The “triggering-event” test “looks to the ‘triggering event’ that caused liability.” William Powell at ¶19. In contrast, the “cause” test looks to the cause or causes of the injury. Id. Ohio, along with the vast majority of jurisdictions, applies the “cause” test to determine number of occurrences when the policies define “occurrence” to mean “an accident, including continuous or repeated exposure to substantially the same general harmful conditions.” Applying the “cause” test, courts have found a single occurrence where the case involves the manufacture and distribution of an inherently defective product. Cases that deviate from the “cause” test, such as ACE INA and certain other cases cited by the First District in William Powell, involve materially different, less common definitions of “occurrence” that require the occurrence – not the bodily injury – to take place during the policy period in order for there to be coverage.
On December 27, 2016, OneBeacon moved to certify a conflict between the First District’s decision in William Powell and certain decisions from the Sixth and Eighth Districts on the question of whether Ohio applies the “triggering-event” test or the “cause” test to determine number of occurrences. William Powell Co. v. OneBeacon Ins. Co., 1st Dist. No. C-160291. Last week, on February 7, 2017, the First District overruled OneBeacon’s motion. And it remains to be seen whether OneBeacon will file a discretionary appeal to the Ohio Supreme Court.

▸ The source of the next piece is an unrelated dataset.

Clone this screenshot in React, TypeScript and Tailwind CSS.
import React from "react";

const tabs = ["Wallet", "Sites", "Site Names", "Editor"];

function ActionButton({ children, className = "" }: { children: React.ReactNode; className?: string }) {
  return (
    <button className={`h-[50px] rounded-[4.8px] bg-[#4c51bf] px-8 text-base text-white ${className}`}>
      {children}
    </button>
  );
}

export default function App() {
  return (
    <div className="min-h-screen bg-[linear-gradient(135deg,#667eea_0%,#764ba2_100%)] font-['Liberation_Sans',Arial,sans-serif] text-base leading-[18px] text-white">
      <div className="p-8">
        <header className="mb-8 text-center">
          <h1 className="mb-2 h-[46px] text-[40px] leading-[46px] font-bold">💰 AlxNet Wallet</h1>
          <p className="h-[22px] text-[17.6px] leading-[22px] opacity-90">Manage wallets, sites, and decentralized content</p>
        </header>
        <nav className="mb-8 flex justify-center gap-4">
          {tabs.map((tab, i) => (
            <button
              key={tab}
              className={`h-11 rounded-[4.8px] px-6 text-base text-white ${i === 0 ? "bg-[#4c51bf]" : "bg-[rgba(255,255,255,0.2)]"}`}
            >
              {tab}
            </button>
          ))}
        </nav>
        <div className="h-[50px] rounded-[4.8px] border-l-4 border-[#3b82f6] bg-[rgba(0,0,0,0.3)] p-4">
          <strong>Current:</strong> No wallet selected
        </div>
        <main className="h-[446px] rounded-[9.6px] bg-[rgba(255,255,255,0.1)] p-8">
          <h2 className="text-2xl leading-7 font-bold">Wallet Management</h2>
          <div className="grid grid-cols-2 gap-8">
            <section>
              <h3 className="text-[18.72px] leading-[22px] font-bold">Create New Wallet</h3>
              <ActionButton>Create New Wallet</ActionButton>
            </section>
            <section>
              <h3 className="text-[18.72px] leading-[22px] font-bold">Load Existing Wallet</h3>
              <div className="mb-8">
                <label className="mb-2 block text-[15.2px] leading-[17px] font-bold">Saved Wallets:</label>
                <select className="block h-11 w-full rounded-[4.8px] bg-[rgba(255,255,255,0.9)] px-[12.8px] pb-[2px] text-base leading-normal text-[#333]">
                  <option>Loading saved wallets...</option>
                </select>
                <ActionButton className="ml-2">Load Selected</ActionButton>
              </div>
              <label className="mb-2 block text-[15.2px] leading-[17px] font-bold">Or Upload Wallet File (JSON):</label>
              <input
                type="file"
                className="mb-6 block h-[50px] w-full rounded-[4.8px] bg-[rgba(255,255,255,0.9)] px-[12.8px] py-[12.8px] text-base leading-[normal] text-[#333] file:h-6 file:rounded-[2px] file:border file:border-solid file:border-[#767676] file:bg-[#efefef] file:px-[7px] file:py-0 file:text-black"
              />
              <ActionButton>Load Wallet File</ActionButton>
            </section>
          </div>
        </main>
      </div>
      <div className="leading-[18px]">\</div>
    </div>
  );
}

A discussion of whether the First District correctly decided William Powell is beyond the scope of this article. Given the significance of the number-of-occurrences issue, however, policyholders would be well-advised to evaluate as early as possible whether a single-occurrence or multiple-occurrence determination maximizes coverage for their claims. In doing so, they should be cognizant of the operative policy language, the applicable test for determining the number of occurrences, and variations in the law among different jurisdictions.